Objective: Extract every entry word for word. Skip the pictures.
^^^^^^^^
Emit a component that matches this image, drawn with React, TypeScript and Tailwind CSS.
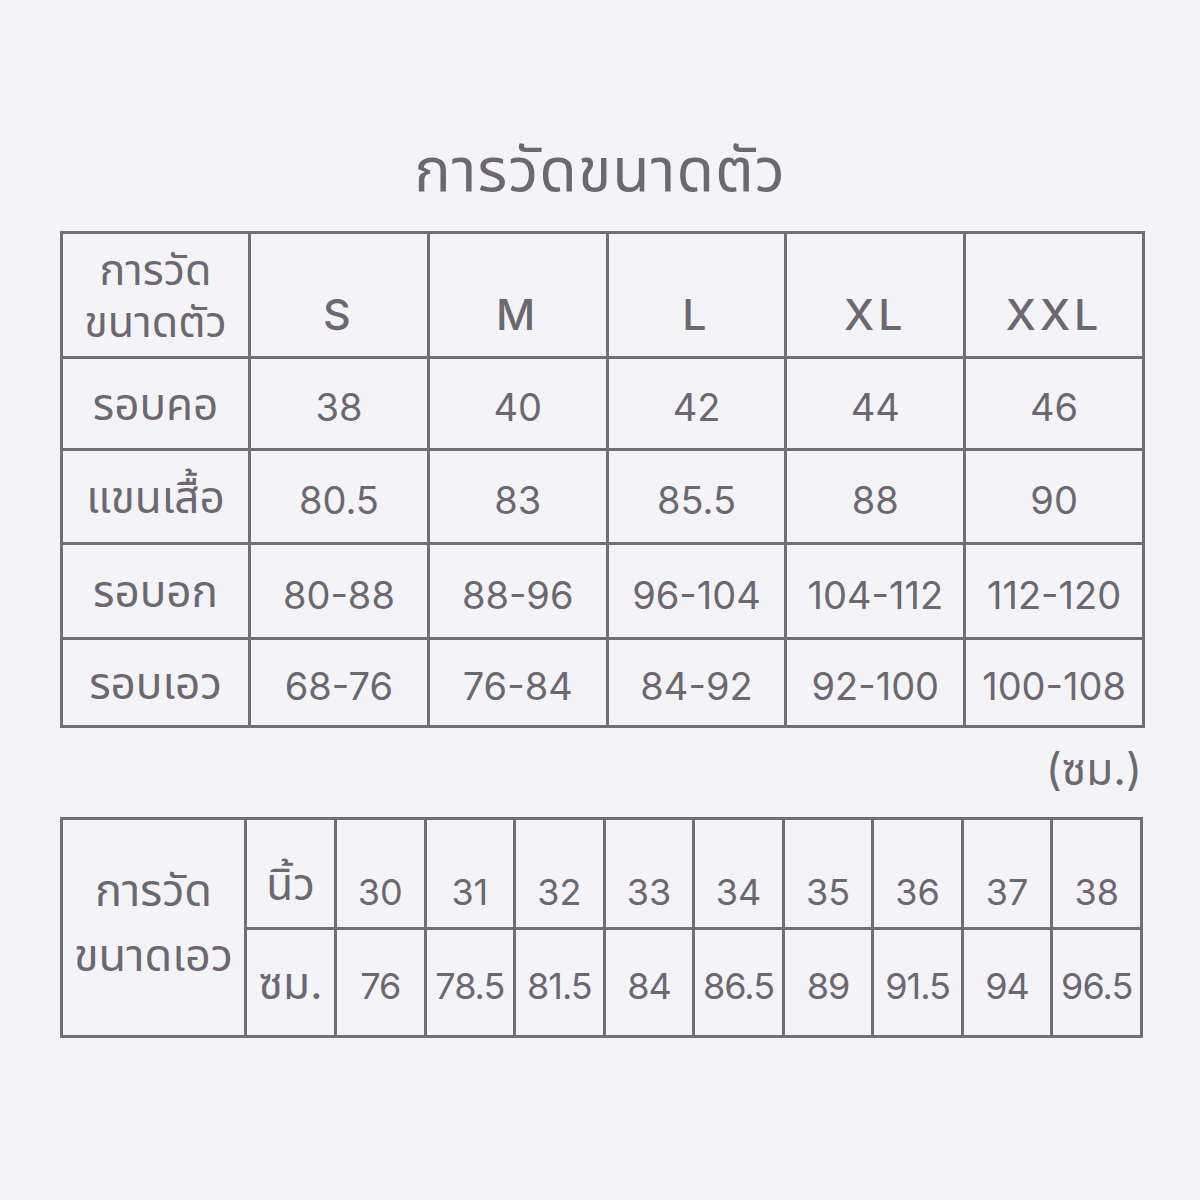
const sizes = ["S", "M", "L", "XL", "XXL"];

const rows = [
  { label: "รอบคอ", values: ["38", "40", "42", "44", "46"], h: "h-[92px]" },
  { label: "แขนเสื้อ", values: ["80.5", "83", "85.5", "88", "90"], h: "h-[94px]" },
  { label: "รอบอก", values: ["80-88", "88-96", "96-104", "104-112", "112-120"], h: "h-[95px]" },
  { label: "รอบเอว", values: ["68-76", "76-84", "84-92", "92-100", "100-108"], h: "h-[88px]" },
];

const inches = ["30", "31", "32", "33", "34", "35", "36", "37", "38"];
const cms = ["76", "78.5", "81.5", "84", "86.5", "89", "91.5", "94", "96.5"];

const cell = "border-[3px] border-[#736d77] text-center align-middle p-0";

export default function App() {
  return (
    <div
      className="w-[1200px] h-[1200px] bg-[#f4f4f8] text-[#6c6770] overflow-hidden"
      style={{ fontFamily: 'Inter, "Noto Sans Thai", "Noto Sans", "DejaVu Sans", sans-serif' }}
    >
      <h1 className="pt-[133px] text-center text-[61px] leading-[72px] font-normal tracking-[1px]">
        การวัดขนาดตัว
      </h1>

      <table className="ml-[60px] mt-[26px] w-[1085px] border-collapse table-fixed text-[38px]">
        <colgroup>
          <col className="w-[188px]" />
          <col />
          <col />
          <col />
          <col />
          <col />
        </colgroup>
        <tbody>
          <tr className="h-[125px]">
            <td className={`${cell} text-[43px] leading-[52px]`}>
              การวัด
              <br />
              ขนาดตัว
            </td>
            {sizes.map((s) => (
              <td key={s} className={`${cell} pt-[38px] text-[43px] font-medium tracking-[4px]`}>
                {s}
              </td>
            ))}
          </tr>
          {rows.map((r) => (
            <tr key={r.label} className={r.h}>
              <td className={`${cell} text-[44px]`}>{r.label}</td>
              {r.values.map((v, i) => (
                <td key={i} className={`${cell} pt-[8px]`}>
                  {v}
                </td>
              ))}
            </tr>
          ))}
        </tbody>
      </table>

      <div className="w-[1142px] text-right text-[44px] leading-[50px] mt-[16px]">(ซม.)</div>

      <table className="ml-[60px] mt-[23px] w-[1083px] border-collapse table-fixed text-[36px]">
        <colgroup>
          <col className="w-[184px]" />
          <col className="w-[90px]" />
          {inches.map((n) => (
            <col key={n} />
          ))}
        </colgroup>
        <tbody>
          <tr className="h-[110px]">
            <td rowSpan={2} className={`${cell} text-[45px] leading-[65px] pb-[12px]`}>
              การวัด
              <br />
              ขนาดเอว
            </td>
            <td className={`${cell} text-[44px] pt-[20px]`}>นิ้ว</td>
            {inches.map((n) => (
              <td key={n} className={`${cell} pt-[36px]`}>
                {n}
              </td>
            ))}
          </tr>
          <tr className="h-[108px]">
            <td className={`${cell} text-[44px]`}>ซม.</td>
            {cms.map((n) => (
              <td key={n} className={`${cell} pt-[6px] tracking-[-1px]`}>
                {n}
              </td>
            ))}
          </tr>
        </tbody>
      </table>
    </div>
  );
}
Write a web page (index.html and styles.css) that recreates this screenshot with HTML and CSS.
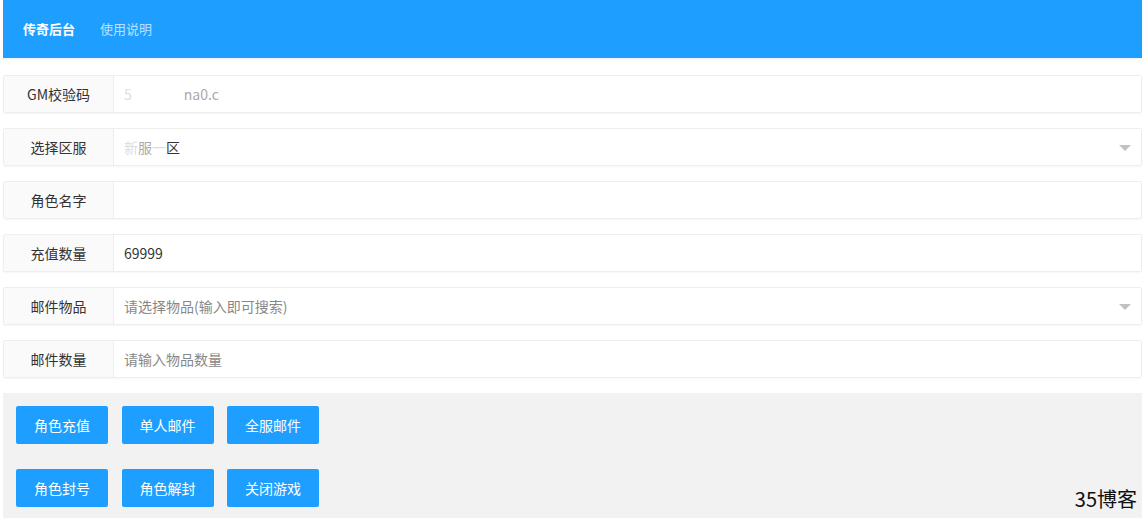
FILE: index.html
```html
<!DOCTYPE html>
<html lang="zh-CN">
<head>
    <meta charset="UTF-8">
    <meta name="viewport" content="width=device-width, initial-scale=1.0">
    <title>传奇后台</title>
    <link rel="stylesheet" href="styles.css">
</head>
<body>
    <div class="header">
        <a class="nav-item active">传奇后台</a>
        <a class="nav-item">使用说明</a>
    </div>
    <form class="gm-form">
        <div class="form-item">
            <label class="form-label">GM校验码</label>
            <div class="form-input"><span class="faint">5</span><span class="masked"></span><span class="dim">na0.c</span></div>
        </div>
        <div class="form-item">
            <label class="form-label">选择区服</label>
            <div class="form-input select"><span class="faint">新</span><span class="dim">服</span><span class="faint">一</span>区<i class="arrow"></i></div>
        </div>
        <div class="form-item">
            <label class="form-label">角色名字</label>
            <div class="form-input"></div>
        </div>
        <div class="form-item">
            <label class="form-label">充值数量</label>
            <div class="form-input">69999</div>
        </div>
        <div class="form-item">
            <label class="form-label">邮件物品</label>
            <div class="form-input select placeholder">请选择物品(输入即可搜索)<i class="arrow"></i></div>
        </div>
        <div class="form-item">
            <label class="form-label">邮件数量</label>
            <div class="form-input placeholder">请输入物品数量</div>
        </div>
        <div class="btn-panel">
            <div class="btn-row">
                <button type="button" class="btn">角色充值</button>
                <button type="button" class="btn">单人邮件</button>
                <button type="button" class="btn">全服邮件</button>
            </div>
            <div class="btn-row">
                <button type="button" class="btn">角色封号</button>
                <button type="button" class="btn">角色解封</button>
                <button type="button" class="btn">关闭游戏</button>
            </div>
        </div>
    </form>
    <div class="watermark">35博客</div>
</body>
</html>
```

FILE: styles.css
```css
body {
    margin: 0;
    padding: 0 3px;
    background-color: #ffffff;
    font-family: "Noto Sans CJK SC", "Noto Sans", sans-serif;
    font-size: 14px;
    color: #333333;
    height: 518px;
    box-sizing: border-box;
    overflow: hidden;
    position: relative;
}
.header {
    height: 58px;
    background-color: #1e9fff;
    display: flex;
    align-items: center;
    padding-left: 20px;
    padding-bottom: 2px;
    box-sizing: border-box;
    gap: 25px;
    box-shadow: 0 1px 2px rgba(0, 0, 0, 0.08);
}
.nav-item {
    font-size: 13px;
    color: rgba(255, 255, 255, 0.7);
}
.nav-item.active {
    color: #ffffff;
    font-weight: bold;
}
.gm-form {
    margin-top: 17px;
    display: flex;
    flex-direction: column;
    gap: 15px;
}
.form-item {
    display: flex;
    height: 38px;
    border: 1px solid #eeeeee;
    box-sizing: border-box;
    border-radius: 2px;
    box-shadow: 0 1px 2px rgba(0, 0, 0, 0.04);
}
.form-label {
    width: 109px;
    flex-shrink: 0;
    background-color: #fafafa;
    border-right: 1px solid #eeeeee;
    display: flex;
    align-items: center;
    justify-content: center;
}
.form-input {
    flex: 1;
    display: flex;
    align-items: center;
    padding-left: 10px;
    position: relative;
    background-color: #ffffff;
}
.form-input.placeholder {
    color: #888888;
}
.faint {
    color: #dddddd;
}
.dim {
    color: #aaaaaa;
}
.masked {
    display: inline-block;
    width: 52px;
}
.arrow {
    position: absolute;
    right: 10px;
    top: 16px;
    border-left: 6px solid transparent;
    border-right: 6px solid transparent;
    border-top: 6px solid #c2c2c2;
}
.btn-panel {
    background-color: #f2f2f2;
    padding: 13px 13px 0;
    box-sizing: border-box;
    display: flex;
    flex-direction: column;
    gap: 25px;
    height: 125px;
}
.btn-row {
    display: flex;
    gap: 13.5px;
}
.btn {
    width: 92px;
    height: 38px;
    background-color: #1e9fff;
    color: #ffffff;
    border: none;
    border-radius: 2px;
    font-family: inherit;
    font-size: 14px;
    padding: 0;
}
.watermark {
    position: absolute;
    right: 8px;
    top: 484px;
    font-size: 20px;
    color: #111111;
}
```
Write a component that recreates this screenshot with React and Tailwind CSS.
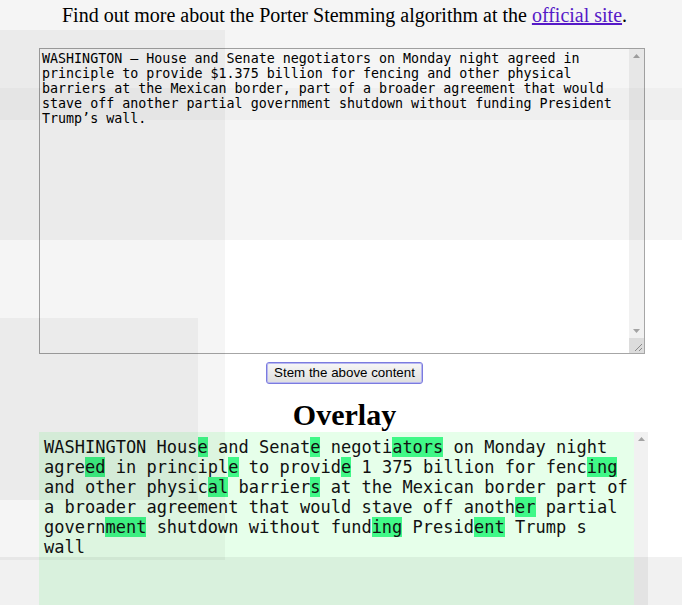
^^^^^^^^
Answer in full:
Emit a component that matches this image, drawn with React, TypeScript and Tailwind CSS.
const sizes = ["S", "M", "L", "XL", "XXL"];

const rows = [
  { label: "รอบคอ", values: ["38", "40", "42", "44", "46"], h: "h-[92px]" },
  { label: "แขนเสื้อ", values: ["80.5", "83", "85.5", "88", "90"], h: "h-[94px]" },
  { label: "รอบอก", values: ["80-88", "88-96", "96-104", "104-112", "112-120"], h: "h-[95px]" },
  { label: "รอบเอว", values: ["68-76", "76-84", "84-92", "92-100", "100-108"], h: "h-[88px]" },
];

const inches = ["30", "31", "32", "33", "34", "35", "36", "37", "38"];
const cms = ["76", "78.5", "81.5", "84", "86.5", "89", "91.5", "94", "96.5"];

const cell = "border-[3px] border-[#736d77] text-center align-middle p-0";

export default function App() {
  return (
    <div
      className="w-[1200px] h-[1200px] bg-[#f4f4f8] text-[#6c6770] overflow-hidden"
      style={{ fontFamily: 'Inter, "Noto Sans Thai", "Noto Sans", "DejaVu Sans", sans-serif' }}
    >
      <h1 className="pt-[133px] text-center text-[61px] leading-[72px] font-normal tracking-[1px]">
        การวัดขนาดตัว
      </h1>

      <table className="ml-[60px] mt-[26px] w-[1085px] border-collapse table-fixed text-[38px]">
        <colgroup>
          <col className="w-[188px]" />
          <col />
          <col />
          <col />
          <col />
          <col />
        </colgroup>
        <tbody>
          <tr className="h-[125px]">
            <td className={`${cell} text-[43px] leading-[52px]`}>
              การวัด
              <br />
              ขนาดตัว
            </td>
            {sizes.map((s) => (
              <td key={s} className={`${cell} pt-[38px] text-[43px] font-medium tracking-[4px]`}>
                {s}
              </td>
            ))}
          </tr>
          {rows.map((r) => (
            <tr key={r.label} className={r.h}>
              <td className={`${cell} text-[44px]`}>{r.label}</td>
              {r.values.map((v, i) => (
                <td key={i} className={`${cell} pt-[8px]`}>
                  {v}
                </td>
              ))}
            </tr>
          ))}
        </tbody>
      </table>

      <div className="w-[1142px] text-right text-[44px] leading-[50px] mt-[16px]">(ซม.)</div>

      <table className="ml-[60px] mt-[23px] w-[1083px] border-collapse table-fixed text-[36px]">
        <colgroup>
          <col className="w-[184px]" />
          <col className="w-[90px]" />
          {inches.map((n) => (
            <col key={n} />
          ))}
        </colgroup>
        <tbody>
          <tr className="h-[110px]">
            <td rowSpan={2} className={`${cell} text-[45px] leading-[65px] pb-[12px]`}>
              การวัด
              <br />
              ขนาดเอว
            </td>
            <td className={`${cell} text-[44px] pt-[20px]`}>นิ้ว</td>
            {inches.map((n) => (
              <td key={n} className={`${cell} pt-[36px]`}>
                {n}
              </td>
            ))}
          </tr>
          <tr className="h-[108px]">
            <td className={`${cell} text-[44px]`}>ซม.</td>
            {cms.map((n) => (
              <td key={n} className={`${cell} pt-[6px] tracking-[-1px]`}>
                {n}
              </td>
            ))}
          </tr>
        </tbody>
      </table>
    </div>
  );
}
Write a web page (index.html and styles.css) that recreates this screenshot with HTML and CSS.
FILE: index.html
```html
<!DOCTYPE html>
<html lang="zh-CN">
<head>
    <meta charset="UTF-8">
    <meta name="viewport" content="width=device-width, initial-scale=1.0">
    <title>传奇后台</title>
    <link rel="stylesheet" href="styles.css">
</head>
<body>
    <div class="header">
        <a class="nav-item active">传奇后台</a>
        <a class="nav-item">使用说明</a>
    </div>
    <form class="gm-form">
        <div class="form-item">
            <label class="form-label">GM校验码</label>
            <div class="form-input"><span class="faint">5</span><span class="masked"></span><span class="dim">na0.c</span></div>
        </div>
        <div class="form-item">
            <label class="form-label">选择区服</label>
            <div class="form-input select"><span class="faint">新</span><span class="dim">服</span><span class="faint">一</span>区<i class="arrow"></i></div>
        </div>
        <div class="form-item">
            <label class="form-label">角色名字</label>
            <div class="form-input"></div>
        </div>
        <div class="form-item">
            <label class="form-label">充值数量</label>
            <div class="form-input">69999</div>
        </div>
        <div class="form-item">
            <label class="form-label">邮件物品</label>
            <div class="form-input select placeholder">请选择物品(输入即可搜索)<i class="arrow"></i></div>
        </div>
        <div class="form-item">
            <label class="form-label">邮件数量</label>
            <div class="form-input placeholder">请输入物品数量</div>
        </div>
        <div class="btn-panel">
            <div class="btn-row">
                <button type="button" class="btn">角色充值</button>
                <button type="button" class="btn">单人邮件</button>
                <button type="button" class="btn">全服邮件</button>
            </div>
            <div class="btn-row">
                <button type="button" class="btn">角色封号</button>
                <button type="button" class="btn">角色解封</button>
                <button type="button" class="btn">关闭游戏</button>
            </div>
        </div>
    </form>
    <div class="watermark">35博客</div>
</body>
</html>
```

FILE: styles.css
```css
body {
    margin: 0;
    padding: 0 3px;
    background-color: #ffffff;
    font-family: "Noto Sans CJK SC", "Noto Sans", sans-serif;
    font-size: 14px;
    color: #333333;
    height: 518px;
    box-sizing: border-box;
    overflow: hidden;
    position: relative;
}
.header {
    height: 58px;
    background-color: #1e9fff;
    display: flex;
    align-items: center;
    padding-left: 20px;
    padding-bottom: 2px;
    box-sizing: border-box;
    gap: 25px;
    box-shadow: 0 1px 2px rgba(0, 0, 0, 0.08);
}
.nav-item {
    font-size: 13px;
    color: rgba(255, 255, 255, 0.7);
}
.nav-item.active {
    color: #ffffff;
    font-weight: bold;
}
.gm-form {
    margin-top: 17px;
    display: flex;
    flex-direction: column;
    gap: 15px;
}
.form-item {
    display: flex;
    height: 38px;
    border: 1px solid #eeeeee;
    box-sizing: border-box;
    border-radius: 2px;
    box-shadow: 0 1px 2px rgba(0, 0, 0, 0.04);
}
.form-label {
    width: 109px;
    flex-shrink: 0;
    background-color: #fafafa;
    border-right: 1px solid #eeeeee;
    display: flex;
    align-items: center;
    justify-content: center;
}
.form-input {
    flex: 1;
    display: flex;
    align-items: center;
    padding-left: 10px;
    position: relative;
    background-color: #ffffff;
}
.form-input.placeholder {
    color: #888888;
}
.faint {
    color: #dddddd;
}
.dim {
    color: #aaaaaa;
}
.masked {
    display: inline-block;
    width: 52px;
}
.arrow {
    position: absolute;
    right: 10px;
    top: 16px;
    border-left: 6px solid transparent;
    border-right: 6px solid transparent;
    border-top: 6px solid #c2c2c2;
}
.btn-panel {
    background-color: #f2f2f2;
    padding: 13px 13px 0;
    box-sizing: border-box;
    display: flex;
    flex-direction: column;
    gap: 25px;
    height: 125px;
}
.btn-row {
    display: flex;
    gap: 13.5px;
}
.btn {
    width: 92px;
    height: 38px;
    background-color: #1e9fff;
    color: #ffffff;
    border: none;
    border-radius: 2px;
    font-family: inherit;
    font-size: 14px;
    padding: 0;
}
.watermark {
    position: absolute;
    right: 8px;
    top: 484px;
    font-size: 20px;
    color: #111111;
}
```
Write a component that recreates this screenshot with React and Tailwind CSS.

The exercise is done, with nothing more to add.